With regard to the proper choral odes—the most difficult, and, in my view, the most important part of my task—I have allowed myself a licence, which some may think too large, but which, if I were to do the work over again, I scarcely think I should contract. In very few cases have I given anything like a curious imitation of the original; and, when I have done so—as in the Trochaic Chaunt of the Furies, Vol. I. p. 212, and in the Cretics mingled with Trochees, in the short ode of the Suppliants, Vol. II. p 107‡ —it was more to humour the whim of the moment than from any fixed principle. For, to speak truth, rhyming men will have their whim; and I do not think it politic or judicious to deprive the translator altogether of that rhythmical freedom which is the great delight of the original composer. But another, and the principal reason with me for not attempting a systematic imitation of the choral measures, was, that many of them failed to produce, on my ear, an intelligible musical effect, which I could set myself to reproduce; while, in other cases, though I clearly saw the rhythmical principle on which they were constructed (for I do not speak of the blind jargon of inherited metrical terminology), I saw with equal clearness that in our English poetry written to be read, systematic imitation of ancient metres written on musical principles, and with a view to musical exhibition, is, in the majority of cases, altogether absurd and impertinent. I confined myself, therefore, to the selection of such English metres as to my ear seemed most dramatically to represent the feeling of the original, making a marked contrast everywhere between the rhythmical movement of joy and sorrow, and always distinguishing carefully between what was piled up with a stable continuity of sublime emotion, and what was ejaculated in a hurried and broken style, where the Dochmiac verse prevails.*
So much for metres With regard to the more strictly linguistic part of my task, I have only to say that I thought it proper to assume Wellauer’s cautiously edited text as a safe general foundation, with the liberty, of course, to deviate from it whenever I saw distinct and clearly made out grounds. The other editions, old and new, which I have used are enumerated in an Appendix at the end of the second volume. There also will be found those Commentaries and Translations which I have consulted on all the difficult passages; my obligations to which are, of course, great, and are here gratefully acknowledged.
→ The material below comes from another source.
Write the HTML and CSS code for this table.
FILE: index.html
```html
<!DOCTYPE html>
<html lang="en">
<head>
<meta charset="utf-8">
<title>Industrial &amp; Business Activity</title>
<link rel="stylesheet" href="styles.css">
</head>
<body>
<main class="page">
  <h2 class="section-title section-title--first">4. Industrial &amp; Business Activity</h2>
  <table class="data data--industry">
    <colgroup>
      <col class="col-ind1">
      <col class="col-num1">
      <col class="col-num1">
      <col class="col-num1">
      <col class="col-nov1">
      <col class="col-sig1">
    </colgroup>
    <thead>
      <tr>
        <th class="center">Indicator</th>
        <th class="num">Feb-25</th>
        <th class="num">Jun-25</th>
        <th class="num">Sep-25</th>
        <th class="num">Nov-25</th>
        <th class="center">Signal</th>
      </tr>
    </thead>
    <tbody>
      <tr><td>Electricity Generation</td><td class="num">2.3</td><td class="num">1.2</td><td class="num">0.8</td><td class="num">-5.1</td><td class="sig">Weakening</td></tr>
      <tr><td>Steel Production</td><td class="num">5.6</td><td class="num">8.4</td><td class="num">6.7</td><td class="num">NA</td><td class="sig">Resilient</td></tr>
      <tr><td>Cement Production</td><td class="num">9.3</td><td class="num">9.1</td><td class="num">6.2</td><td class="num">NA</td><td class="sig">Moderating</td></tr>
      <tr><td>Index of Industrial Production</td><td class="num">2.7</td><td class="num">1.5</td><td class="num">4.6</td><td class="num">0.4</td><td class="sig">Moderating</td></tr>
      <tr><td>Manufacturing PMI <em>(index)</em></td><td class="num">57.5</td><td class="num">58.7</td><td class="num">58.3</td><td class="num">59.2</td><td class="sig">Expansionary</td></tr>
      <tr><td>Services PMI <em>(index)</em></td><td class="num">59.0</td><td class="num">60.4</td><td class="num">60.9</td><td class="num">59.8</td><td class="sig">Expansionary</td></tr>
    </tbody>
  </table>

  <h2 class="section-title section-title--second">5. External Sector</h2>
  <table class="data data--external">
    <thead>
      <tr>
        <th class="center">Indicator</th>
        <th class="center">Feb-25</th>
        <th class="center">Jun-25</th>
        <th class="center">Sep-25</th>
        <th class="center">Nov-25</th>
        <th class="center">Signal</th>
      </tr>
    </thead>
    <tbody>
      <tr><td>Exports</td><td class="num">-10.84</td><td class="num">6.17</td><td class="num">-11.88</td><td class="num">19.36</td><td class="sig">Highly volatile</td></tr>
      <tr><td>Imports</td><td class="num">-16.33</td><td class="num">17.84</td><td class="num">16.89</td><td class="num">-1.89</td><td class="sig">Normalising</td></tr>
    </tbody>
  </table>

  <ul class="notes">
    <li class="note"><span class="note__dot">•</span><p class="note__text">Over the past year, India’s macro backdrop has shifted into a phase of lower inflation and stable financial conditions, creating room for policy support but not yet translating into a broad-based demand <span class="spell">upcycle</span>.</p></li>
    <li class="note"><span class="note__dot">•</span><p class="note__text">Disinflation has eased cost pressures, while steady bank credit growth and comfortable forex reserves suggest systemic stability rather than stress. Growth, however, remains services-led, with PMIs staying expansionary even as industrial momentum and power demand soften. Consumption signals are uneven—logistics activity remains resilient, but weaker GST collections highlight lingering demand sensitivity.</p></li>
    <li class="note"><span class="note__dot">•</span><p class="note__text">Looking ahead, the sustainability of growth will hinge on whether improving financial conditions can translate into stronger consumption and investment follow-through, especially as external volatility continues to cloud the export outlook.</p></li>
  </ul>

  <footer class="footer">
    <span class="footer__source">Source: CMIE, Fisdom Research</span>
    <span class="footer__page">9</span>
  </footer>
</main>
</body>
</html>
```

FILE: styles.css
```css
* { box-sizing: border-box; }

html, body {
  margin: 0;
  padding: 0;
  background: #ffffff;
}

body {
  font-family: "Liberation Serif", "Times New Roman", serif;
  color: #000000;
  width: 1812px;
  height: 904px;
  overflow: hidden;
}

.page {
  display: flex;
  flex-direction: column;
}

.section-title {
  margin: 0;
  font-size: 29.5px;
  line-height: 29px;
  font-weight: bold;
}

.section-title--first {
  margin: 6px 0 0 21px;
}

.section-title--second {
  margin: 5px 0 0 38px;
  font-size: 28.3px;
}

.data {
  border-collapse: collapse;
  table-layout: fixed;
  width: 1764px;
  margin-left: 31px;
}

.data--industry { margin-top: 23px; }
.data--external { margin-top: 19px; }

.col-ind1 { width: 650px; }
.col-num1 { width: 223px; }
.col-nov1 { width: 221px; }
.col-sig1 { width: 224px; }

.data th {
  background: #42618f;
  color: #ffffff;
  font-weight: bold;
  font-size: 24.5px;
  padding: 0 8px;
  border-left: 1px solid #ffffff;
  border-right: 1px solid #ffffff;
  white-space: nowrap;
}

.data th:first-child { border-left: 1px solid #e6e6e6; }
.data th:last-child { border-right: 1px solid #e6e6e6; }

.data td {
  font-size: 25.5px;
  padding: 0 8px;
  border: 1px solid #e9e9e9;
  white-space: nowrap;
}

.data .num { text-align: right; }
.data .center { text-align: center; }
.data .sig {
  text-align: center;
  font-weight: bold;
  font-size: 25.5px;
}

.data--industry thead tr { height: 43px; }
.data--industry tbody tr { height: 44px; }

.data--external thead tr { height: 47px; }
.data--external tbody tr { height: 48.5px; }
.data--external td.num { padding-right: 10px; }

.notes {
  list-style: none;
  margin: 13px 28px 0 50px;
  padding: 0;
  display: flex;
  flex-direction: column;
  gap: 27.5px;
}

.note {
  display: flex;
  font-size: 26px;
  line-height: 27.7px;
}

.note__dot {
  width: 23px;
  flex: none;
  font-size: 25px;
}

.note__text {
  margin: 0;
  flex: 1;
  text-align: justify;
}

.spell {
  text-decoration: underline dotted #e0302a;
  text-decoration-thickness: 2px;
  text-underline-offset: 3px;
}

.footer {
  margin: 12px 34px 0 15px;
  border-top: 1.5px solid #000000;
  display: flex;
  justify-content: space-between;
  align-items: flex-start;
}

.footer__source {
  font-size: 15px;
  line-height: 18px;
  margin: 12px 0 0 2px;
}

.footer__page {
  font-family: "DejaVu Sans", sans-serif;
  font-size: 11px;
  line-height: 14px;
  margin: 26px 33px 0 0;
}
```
I desire specially to name, as having been of most service to me, Linwood, Peile, and Paley among the English; Wellauer, Welcker, Müller, and Schoemann among the German scholars. My manner of proceeding with previous English translations was to borrow from them an occasional phrase or hint, only after I had finished and carefully revised my own. But my obligations in respect of poetical diction to my fellow-labourers in the same field are very few, and are for the most part specially acknowledged.
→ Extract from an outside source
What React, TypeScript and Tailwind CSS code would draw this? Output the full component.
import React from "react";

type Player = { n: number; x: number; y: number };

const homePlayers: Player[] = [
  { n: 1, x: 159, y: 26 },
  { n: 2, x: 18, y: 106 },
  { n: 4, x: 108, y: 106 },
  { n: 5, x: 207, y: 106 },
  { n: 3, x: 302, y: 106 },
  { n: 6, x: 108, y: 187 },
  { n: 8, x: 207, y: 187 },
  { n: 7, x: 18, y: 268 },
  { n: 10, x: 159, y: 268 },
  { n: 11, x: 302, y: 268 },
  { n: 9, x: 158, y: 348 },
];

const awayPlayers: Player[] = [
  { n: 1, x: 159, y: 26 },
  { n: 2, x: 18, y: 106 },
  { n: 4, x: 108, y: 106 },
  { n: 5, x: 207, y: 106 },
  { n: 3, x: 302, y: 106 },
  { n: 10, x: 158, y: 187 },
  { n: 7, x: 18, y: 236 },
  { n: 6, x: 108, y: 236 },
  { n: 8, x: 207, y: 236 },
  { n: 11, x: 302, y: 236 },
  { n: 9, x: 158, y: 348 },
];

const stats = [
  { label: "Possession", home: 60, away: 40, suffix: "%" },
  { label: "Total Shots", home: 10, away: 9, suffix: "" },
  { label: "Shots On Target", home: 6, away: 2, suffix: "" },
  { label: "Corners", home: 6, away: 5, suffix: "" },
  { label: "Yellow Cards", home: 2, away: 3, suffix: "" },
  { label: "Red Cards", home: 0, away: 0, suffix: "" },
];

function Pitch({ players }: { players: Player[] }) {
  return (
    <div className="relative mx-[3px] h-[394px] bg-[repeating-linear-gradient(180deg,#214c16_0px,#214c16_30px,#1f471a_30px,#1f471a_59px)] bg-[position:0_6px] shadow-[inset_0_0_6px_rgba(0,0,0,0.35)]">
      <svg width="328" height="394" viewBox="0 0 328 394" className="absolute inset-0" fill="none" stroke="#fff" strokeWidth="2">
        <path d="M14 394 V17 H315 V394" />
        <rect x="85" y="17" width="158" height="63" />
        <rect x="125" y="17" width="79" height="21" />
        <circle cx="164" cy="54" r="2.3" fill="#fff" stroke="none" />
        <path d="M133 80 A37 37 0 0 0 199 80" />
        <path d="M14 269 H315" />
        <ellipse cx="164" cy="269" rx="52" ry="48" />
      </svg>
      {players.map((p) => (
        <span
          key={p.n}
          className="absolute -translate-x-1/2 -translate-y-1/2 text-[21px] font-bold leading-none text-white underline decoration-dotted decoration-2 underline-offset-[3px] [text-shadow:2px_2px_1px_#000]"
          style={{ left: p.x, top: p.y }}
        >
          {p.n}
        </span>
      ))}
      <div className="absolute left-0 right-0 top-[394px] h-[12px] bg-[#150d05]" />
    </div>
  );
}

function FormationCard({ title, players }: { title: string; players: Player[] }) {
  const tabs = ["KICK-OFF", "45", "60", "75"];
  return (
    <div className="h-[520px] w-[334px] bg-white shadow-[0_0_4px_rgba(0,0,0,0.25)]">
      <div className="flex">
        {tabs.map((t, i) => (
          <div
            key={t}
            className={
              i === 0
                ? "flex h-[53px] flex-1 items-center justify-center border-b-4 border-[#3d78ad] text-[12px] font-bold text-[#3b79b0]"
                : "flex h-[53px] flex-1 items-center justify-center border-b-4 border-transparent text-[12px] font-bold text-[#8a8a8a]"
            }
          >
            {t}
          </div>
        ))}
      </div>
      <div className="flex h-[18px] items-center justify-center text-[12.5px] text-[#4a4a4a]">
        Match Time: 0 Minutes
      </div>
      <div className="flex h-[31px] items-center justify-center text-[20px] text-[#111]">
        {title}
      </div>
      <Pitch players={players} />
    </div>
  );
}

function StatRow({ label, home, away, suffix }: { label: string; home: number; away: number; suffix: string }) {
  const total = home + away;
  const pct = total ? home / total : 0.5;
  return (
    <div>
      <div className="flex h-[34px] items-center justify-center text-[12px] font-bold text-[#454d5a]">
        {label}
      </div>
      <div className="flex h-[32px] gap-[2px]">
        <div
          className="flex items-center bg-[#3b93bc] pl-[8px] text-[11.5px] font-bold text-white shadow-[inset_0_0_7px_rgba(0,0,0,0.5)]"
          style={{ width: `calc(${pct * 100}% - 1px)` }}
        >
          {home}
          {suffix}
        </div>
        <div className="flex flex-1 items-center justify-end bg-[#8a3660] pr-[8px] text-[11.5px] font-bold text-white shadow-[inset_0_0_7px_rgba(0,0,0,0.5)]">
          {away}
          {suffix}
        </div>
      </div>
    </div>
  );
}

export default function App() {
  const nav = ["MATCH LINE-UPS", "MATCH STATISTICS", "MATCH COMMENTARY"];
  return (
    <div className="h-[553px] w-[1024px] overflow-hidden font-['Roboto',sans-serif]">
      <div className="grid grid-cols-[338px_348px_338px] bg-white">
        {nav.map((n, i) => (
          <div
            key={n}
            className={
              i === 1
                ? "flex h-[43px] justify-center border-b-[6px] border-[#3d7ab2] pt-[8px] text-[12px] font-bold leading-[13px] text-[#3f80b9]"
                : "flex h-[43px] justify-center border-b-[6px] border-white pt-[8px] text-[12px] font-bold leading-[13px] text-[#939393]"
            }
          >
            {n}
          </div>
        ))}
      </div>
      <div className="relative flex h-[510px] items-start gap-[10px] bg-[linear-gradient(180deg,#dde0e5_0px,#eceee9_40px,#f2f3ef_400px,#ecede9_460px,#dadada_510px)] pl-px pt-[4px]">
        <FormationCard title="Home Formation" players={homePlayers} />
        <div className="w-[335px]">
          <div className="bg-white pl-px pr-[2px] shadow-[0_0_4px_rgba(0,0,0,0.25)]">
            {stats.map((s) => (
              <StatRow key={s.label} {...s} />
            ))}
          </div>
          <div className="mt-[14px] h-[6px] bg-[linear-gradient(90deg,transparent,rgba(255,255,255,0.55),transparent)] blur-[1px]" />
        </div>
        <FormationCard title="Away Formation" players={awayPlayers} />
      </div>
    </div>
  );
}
The introductory remarks to each play are intended to supply the English reader with that particular mythological or historical knowledge, and to inspire him with those Hellenic views and feelings, which are necessary to the enjoyment of the different dramas. The appended notes proceed on the principle, generally understood in this country, though apparently neglected in erudite Germany, that translations are made, not for the learned mainly, but for the unlearned. I have, therefore, not assumed even the most common points of mythological and antiquarian lore. Some of the notes, especially those on moral and religious points, have a higher view than mere explanation. They are intended to stir those human feelings, and suggest those trains of moral reflection without which the most profound scholarship issues only in a multitudinous cracking of empty nut-shells, and a ghastly exhibition of gilded bones. The few notes of a strictly hermeneutical character that are mingled with these, are mere jottings to preserve for my own use, and that of my fellow-students of the Greek text, the grounds of decision which have moved me in some of the more difficult passages, where I have either departed from Wellauer’s text, or where something appeared to lie in the various renderings fraught with a more than common poetical significance. In the general case, however, the translation must serve as its own commentary; and, though I do not pretend to have read every thing that has been written on the disputed passages of this most difficult, and, in many places, sadly corrupt author, I hope there is evidence enough in every page of my work to show that I have conscientiously grappled with all real difficulties in any way affecting the meaning of the text, and not leapt to a conclusion merely because it was the most obvious and most convenient one. If here and there I have made a rapid dash, a headlong plunge, or a bold sweep, beyond the rules of a strict philology, it was because these were the only tactics that the desperation of the case allowed.*
In conclusion, I am glad to take this opportunity of publicly returning my thanks to two gentlemen of well-known literary taste and discernment, who took the trouble to read my sheets as they went through the press, and favour me with their valuable suggestions.
[* ]Life, Vol. I. p. 192.
[* ]Southey requested a Frenchman ambitious of translating his Roderick, to do so in prose, not because he preferred that method in general, but because he believed that “poetry of the higher order is as impossible in French, as it is in Chinese!”—Life, Vol. IV. p. 100.
[† ]Life, Vol. III. p. 44.
[‡ ]Mitchell (Aristoph. Ran. v. 1083) has remarked, with justice, that Æschylus is particularly fond of this verse. I was prevented from using it so often as might have been desirable in the choric odes, from having made it the representative of the Anapæsts.
[* ]On the Dochmiacs, Ionic a minori, and other rhythmical details, the reader will find occasional observations in the Notes; and those who are curious in those matters will find my views on some points more fully stated in Classical Museum, No III. p. 338; No. XIII. p. 319, and No. XXII p. 432. The Dochmiac verse was, in fact, equivalent to a bar of [Editor: illegible character] in modern music.—See Apel’s Metrik.
[* ]The corrupt state of the Æschylean text is no doubt to be attributed mainly to the rhetorical taste which, in the ages of the decadence, prevailed so long at Rome, Athens, Alexandria, and Byzantium, and which naturally directed the attention of transcribers to the text of Euripides, the great master of tongue-fence and the model-poet of the schools.—See Quinctil. X. 1.